- **Source data**:
■ ■ ■ ■
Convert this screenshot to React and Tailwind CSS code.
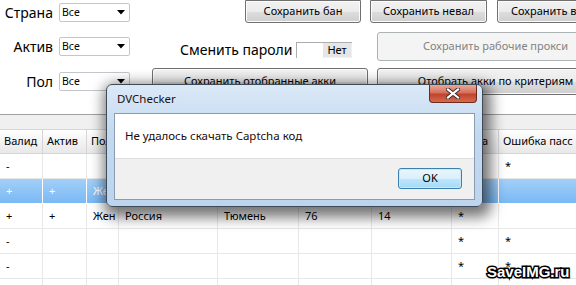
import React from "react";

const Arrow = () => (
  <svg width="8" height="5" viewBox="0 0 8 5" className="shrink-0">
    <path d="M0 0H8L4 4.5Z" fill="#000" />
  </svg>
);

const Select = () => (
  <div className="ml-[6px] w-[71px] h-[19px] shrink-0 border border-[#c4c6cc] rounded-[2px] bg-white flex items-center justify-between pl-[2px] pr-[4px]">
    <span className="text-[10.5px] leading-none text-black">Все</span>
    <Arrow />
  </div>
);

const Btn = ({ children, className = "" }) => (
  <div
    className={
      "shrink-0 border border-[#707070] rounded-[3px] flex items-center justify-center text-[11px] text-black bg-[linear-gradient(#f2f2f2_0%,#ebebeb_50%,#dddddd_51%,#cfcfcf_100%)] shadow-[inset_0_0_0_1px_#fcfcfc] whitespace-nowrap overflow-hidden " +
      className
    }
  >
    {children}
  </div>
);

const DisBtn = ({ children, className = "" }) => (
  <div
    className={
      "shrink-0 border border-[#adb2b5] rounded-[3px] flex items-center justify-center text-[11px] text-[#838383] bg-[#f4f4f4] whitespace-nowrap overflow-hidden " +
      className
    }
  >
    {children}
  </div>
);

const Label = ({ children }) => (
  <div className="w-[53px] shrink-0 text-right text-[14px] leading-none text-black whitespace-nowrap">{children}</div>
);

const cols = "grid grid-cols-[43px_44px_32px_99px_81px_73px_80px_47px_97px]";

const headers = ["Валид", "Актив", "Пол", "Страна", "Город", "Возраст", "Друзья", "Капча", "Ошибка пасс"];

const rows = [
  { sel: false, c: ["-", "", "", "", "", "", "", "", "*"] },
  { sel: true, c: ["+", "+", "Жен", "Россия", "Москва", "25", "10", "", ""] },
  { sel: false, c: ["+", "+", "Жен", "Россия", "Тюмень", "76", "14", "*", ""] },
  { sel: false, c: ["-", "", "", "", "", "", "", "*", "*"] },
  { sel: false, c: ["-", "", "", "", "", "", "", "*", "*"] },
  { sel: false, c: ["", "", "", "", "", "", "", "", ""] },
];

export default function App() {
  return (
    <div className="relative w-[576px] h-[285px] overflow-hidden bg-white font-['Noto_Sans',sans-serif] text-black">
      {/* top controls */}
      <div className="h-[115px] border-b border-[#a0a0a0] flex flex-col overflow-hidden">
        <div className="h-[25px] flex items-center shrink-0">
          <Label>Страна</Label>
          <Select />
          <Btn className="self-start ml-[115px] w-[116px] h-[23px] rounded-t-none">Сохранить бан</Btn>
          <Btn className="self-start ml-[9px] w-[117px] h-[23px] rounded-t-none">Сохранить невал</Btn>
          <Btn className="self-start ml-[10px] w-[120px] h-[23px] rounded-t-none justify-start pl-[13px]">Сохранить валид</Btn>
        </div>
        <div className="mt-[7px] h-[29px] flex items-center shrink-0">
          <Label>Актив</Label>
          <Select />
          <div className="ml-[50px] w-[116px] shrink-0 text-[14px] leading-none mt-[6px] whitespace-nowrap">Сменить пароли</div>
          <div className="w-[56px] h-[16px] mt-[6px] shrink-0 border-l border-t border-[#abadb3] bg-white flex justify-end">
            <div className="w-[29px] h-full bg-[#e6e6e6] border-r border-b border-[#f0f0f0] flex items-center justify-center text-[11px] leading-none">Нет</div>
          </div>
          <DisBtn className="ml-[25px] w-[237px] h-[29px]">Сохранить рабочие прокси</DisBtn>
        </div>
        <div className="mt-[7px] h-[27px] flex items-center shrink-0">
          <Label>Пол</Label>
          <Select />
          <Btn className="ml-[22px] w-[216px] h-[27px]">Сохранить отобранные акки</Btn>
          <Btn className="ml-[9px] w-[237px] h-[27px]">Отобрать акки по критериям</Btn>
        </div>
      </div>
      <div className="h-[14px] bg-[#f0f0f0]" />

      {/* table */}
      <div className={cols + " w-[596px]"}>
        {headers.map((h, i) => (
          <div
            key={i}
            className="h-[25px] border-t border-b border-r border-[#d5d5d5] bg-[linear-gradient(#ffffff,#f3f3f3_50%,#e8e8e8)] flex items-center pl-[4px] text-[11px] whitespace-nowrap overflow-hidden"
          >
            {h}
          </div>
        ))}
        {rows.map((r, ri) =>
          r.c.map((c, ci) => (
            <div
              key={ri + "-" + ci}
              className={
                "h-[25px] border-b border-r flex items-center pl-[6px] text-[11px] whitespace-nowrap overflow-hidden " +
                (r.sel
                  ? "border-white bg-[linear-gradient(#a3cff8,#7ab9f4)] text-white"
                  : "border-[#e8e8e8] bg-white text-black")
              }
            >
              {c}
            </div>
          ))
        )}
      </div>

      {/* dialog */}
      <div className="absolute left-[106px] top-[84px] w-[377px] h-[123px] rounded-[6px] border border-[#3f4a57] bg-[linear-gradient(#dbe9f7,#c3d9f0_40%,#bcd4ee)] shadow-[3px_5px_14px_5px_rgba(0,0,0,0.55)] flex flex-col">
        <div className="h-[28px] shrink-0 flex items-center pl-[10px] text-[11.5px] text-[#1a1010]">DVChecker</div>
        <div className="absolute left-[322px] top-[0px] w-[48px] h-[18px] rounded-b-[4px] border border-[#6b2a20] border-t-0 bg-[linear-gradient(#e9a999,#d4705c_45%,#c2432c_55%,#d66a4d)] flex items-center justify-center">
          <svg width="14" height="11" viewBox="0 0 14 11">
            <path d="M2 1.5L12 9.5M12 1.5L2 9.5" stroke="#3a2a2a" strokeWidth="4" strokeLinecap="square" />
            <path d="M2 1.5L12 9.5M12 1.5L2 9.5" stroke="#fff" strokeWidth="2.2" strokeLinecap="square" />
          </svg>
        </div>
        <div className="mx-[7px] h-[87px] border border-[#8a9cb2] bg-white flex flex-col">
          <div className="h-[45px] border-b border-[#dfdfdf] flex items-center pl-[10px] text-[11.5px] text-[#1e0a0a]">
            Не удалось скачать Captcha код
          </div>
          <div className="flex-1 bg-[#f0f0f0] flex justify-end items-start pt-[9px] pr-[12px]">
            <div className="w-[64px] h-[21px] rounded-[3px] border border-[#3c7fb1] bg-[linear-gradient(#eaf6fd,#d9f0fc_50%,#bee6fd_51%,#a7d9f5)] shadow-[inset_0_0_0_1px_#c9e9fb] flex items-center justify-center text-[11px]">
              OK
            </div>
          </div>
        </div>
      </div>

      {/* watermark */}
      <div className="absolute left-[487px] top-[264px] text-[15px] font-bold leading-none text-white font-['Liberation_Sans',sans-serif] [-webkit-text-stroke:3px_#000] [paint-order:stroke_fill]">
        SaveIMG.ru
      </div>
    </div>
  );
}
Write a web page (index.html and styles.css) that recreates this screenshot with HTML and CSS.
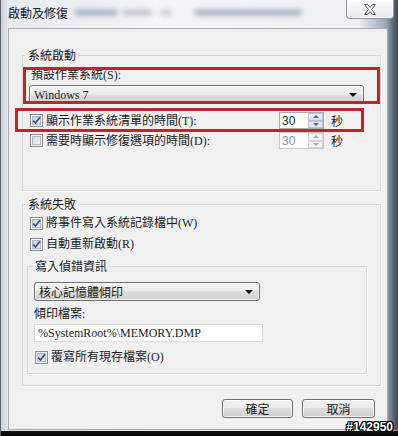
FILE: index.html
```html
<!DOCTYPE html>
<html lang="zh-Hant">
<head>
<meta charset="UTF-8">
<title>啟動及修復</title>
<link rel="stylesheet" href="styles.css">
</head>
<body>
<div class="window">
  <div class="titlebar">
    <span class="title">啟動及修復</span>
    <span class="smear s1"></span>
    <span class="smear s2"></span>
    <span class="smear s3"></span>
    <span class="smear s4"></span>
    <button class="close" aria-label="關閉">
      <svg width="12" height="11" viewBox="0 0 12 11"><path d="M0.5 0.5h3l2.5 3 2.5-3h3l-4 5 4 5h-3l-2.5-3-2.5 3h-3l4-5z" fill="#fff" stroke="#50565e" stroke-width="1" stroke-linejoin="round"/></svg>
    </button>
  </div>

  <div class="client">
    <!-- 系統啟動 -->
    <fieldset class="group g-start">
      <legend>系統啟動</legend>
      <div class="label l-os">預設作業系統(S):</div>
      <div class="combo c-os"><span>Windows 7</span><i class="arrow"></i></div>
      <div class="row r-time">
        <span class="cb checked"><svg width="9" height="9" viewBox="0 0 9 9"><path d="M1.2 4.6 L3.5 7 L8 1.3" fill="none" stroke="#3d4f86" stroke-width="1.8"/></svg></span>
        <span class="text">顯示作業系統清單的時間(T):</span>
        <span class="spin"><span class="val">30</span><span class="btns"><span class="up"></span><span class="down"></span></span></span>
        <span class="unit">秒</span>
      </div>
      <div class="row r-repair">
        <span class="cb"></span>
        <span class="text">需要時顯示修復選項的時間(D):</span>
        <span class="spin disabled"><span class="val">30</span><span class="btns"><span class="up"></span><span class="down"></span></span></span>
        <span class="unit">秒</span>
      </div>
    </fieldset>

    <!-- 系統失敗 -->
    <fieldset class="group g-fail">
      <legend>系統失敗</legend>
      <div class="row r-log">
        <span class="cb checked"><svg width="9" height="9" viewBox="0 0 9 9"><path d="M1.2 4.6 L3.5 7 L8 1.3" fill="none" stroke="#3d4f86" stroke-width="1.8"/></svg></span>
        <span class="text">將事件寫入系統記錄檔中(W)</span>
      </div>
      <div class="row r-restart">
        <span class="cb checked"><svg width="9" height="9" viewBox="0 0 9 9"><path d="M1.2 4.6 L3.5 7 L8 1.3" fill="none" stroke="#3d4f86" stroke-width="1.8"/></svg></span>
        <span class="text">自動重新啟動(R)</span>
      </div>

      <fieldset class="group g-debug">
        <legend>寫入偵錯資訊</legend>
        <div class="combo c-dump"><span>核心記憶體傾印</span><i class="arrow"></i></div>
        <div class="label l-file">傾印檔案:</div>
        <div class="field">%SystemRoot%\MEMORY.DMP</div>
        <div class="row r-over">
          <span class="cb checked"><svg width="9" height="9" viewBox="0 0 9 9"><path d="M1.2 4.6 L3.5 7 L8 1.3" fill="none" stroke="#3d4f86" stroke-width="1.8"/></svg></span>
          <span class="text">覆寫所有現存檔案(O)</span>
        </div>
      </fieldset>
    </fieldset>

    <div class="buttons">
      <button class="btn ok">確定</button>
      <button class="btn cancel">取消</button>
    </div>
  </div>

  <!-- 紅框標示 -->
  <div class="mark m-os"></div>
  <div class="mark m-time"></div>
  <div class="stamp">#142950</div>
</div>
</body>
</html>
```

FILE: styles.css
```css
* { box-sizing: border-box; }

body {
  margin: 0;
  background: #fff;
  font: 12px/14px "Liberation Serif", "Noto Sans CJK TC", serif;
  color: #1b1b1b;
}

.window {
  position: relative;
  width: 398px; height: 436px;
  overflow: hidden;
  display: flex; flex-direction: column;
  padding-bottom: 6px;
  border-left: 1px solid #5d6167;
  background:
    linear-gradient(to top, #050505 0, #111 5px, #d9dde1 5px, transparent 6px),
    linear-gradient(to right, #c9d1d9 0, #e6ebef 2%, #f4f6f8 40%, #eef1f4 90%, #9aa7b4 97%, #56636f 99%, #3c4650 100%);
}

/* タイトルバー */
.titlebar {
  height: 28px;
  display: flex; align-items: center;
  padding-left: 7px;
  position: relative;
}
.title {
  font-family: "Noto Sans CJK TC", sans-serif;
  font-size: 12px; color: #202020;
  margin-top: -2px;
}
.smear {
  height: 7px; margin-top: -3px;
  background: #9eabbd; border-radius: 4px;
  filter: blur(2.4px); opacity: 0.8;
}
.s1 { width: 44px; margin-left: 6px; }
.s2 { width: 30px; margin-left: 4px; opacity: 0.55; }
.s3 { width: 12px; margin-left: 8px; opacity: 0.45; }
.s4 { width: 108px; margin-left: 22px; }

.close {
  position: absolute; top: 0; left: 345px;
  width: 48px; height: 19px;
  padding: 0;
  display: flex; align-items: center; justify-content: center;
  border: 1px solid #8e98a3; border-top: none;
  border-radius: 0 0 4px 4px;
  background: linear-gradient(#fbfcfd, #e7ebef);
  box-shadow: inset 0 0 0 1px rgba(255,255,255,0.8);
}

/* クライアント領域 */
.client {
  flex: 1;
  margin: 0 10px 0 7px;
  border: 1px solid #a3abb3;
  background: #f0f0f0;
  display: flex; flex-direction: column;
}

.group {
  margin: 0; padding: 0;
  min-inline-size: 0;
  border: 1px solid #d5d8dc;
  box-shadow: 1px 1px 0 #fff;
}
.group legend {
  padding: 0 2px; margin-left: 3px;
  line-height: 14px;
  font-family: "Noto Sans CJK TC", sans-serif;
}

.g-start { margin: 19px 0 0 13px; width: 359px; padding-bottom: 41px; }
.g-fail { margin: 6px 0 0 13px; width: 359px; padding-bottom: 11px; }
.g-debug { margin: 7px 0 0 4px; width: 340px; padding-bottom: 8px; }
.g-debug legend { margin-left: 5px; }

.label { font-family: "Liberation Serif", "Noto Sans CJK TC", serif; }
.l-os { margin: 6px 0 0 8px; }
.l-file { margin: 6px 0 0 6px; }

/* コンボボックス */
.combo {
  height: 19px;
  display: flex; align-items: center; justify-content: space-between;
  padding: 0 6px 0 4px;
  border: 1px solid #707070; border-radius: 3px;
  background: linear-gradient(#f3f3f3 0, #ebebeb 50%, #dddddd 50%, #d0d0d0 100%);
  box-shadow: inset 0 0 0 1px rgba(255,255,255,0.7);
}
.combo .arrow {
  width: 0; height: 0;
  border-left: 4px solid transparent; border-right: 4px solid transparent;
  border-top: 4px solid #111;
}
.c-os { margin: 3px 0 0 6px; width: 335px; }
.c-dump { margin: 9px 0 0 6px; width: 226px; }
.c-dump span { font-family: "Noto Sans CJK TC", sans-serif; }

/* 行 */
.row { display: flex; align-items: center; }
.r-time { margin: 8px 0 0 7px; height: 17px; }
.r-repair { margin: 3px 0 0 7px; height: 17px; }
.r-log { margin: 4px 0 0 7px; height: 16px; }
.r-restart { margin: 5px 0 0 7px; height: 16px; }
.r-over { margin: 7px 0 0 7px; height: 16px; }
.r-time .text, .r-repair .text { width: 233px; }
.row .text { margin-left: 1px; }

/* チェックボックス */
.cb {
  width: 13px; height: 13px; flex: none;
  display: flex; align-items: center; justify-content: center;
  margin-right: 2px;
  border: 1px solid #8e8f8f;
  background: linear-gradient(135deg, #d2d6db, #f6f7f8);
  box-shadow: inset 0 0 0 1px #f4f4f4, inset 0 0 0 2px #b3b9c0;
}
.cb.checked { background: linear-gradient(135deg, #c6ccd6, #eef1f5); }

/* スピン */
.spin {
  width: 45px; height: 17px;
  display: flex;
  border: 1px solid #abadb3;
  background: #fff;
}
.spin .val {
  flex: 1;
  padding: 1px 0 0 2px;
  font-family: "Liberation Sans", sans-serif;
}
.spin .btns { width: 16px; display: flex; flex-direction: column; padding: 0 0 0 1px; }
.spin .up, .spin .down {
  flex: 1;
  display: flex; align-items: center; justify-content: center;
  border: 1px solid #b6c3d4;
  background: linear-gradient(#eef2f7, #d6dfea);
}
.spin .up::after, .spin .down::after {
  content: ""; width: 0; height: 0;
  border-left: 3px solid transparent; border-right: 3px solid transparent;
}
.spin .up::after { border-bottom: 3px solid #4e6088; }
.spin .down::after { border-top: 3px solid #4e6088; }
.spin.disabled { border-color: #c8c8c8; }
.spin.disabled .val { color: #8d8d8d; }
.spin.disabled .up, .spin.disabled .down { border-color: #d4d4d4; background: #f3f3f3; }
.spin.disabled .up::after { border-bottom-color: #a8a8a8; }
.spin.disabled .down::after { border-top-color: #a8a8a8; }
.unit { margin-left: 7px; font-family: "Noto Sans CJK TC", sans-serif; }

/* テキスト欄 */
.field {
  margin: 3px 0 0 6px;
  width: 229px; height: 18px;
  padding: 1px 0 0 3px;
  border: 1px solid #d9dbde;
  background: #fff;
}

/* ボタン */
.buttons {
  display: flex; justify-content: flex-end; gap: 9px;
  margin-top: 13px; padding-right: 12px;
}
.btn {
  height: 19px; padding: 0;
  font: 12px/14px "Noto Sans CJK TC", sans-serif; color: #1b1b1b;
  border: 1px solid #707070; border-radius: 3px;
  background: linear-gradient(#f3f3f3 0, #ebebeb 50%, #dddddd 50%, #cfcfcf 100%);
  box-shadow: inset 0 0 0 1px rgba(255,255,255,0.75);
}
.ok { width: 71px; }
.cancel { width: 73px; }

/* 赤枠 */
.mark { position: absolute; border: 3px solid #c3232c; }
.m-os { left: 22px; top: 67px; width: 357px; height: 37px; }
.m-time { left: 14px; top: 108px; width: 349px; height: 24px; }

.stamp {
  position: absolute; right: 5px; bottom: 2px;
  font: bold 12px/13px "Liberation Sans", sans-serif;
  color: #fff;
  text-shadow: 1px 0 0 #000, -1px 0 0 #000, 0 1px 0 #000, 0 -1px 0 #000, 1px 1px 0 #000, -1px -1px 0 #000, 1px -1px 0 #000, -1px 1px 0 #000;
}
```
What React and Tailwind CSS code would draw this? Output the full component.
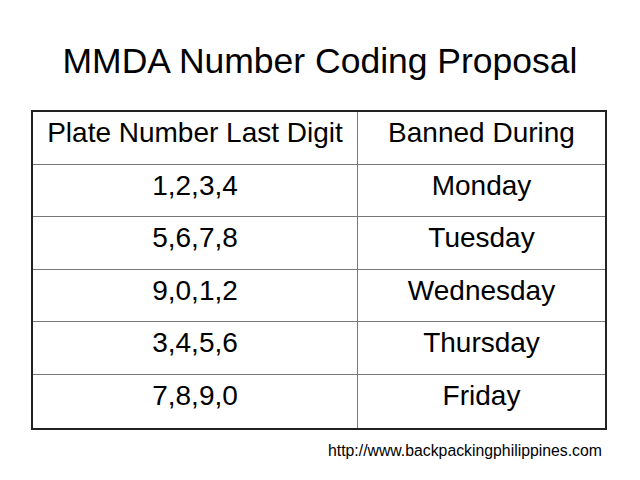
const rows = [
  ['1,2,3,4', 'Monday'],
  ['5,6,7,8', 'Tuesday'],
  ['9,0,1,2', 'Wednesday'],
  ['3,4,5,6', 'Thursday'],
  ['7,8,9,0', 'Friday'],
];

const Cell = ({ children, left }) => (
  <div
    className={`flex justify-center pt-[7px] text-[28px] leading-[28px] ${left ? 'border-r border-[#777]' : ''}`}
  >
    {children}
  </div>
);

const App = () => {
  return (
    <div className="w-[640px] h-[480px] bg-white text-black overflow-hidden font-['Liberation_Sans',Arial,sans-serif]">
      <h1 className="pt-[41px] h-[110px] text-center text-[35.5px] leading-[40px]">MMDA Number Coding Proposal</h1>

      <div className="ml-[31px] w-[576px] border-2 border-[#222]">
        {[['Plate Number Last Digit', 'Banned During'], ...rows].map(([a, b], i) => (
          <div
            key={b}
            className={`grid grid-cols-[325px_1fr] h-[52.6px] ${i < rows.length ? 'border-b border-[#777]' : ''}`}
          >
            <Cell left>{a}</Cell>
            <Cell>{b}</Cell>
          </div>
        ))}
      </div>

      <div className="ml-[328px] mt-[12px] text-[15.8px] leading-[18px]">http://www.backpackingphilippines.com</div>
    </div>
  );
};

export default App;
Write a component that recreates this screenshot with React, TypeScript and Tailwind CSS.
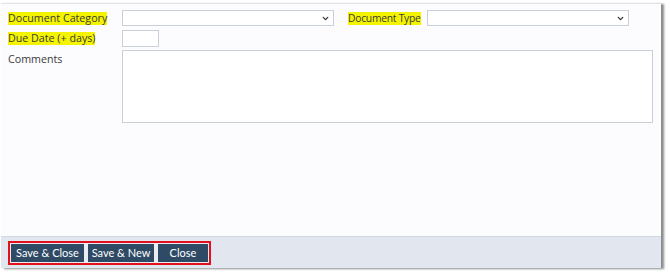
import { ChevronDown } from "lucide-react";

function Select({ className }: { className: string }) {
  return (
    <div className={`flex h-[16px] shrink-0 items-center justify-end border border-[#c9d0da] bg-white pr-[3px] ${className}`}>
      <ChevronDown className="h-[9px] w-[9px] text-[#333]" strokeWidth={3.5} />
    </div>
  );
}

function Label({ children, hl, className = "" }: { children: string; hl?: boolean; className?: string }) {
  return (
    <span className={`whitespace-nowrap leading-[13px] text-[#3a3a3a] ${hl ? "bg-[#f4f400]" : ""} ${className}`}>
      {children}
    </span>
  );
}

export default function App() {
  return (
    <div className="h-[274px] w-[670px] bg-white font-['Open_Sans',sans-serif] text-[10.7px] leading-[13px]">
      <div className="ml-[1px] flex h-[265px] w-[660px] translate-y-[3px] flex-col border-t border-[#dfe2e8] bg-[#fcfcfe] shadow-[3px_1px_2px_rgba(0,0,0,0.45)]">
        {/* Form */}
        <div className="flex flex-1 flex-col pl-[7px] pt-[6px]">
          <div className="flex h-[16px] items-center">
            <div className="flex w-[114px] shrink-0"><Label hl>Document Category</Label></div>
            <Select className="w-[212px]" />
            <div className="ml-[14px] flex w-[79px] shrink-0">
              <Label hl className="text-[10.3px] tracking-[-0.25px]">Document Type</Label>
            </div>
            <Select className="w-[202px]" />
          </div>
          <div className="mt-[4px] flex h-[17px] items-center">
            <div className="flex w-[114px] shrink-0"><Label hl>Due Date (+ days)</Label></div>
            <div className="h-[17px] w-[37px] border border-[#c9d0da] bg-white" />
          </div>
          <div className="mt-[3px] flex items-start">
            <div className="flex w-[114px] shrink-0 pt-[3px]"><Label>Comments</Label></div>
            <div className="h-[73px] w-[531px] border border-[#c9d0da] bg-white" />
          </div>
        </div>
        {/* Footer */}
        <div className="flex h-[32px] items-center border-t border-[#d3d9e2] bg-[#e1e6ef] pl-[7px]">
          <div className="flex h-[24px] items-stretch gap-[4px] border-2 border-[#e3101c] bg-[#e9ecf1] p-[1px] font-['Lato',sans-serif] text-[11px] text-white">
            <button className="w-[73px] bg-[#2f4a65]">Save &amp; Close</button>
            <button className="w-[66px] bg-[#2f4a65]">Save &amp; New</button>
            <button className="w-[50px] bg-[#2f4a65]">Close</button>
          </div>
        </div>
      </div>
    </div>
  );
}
■ ■ ■ ■
- **Objective**:
Counting only lines of the data above that hold "recreates", report the total and nothing else.

- **Task solution**:
2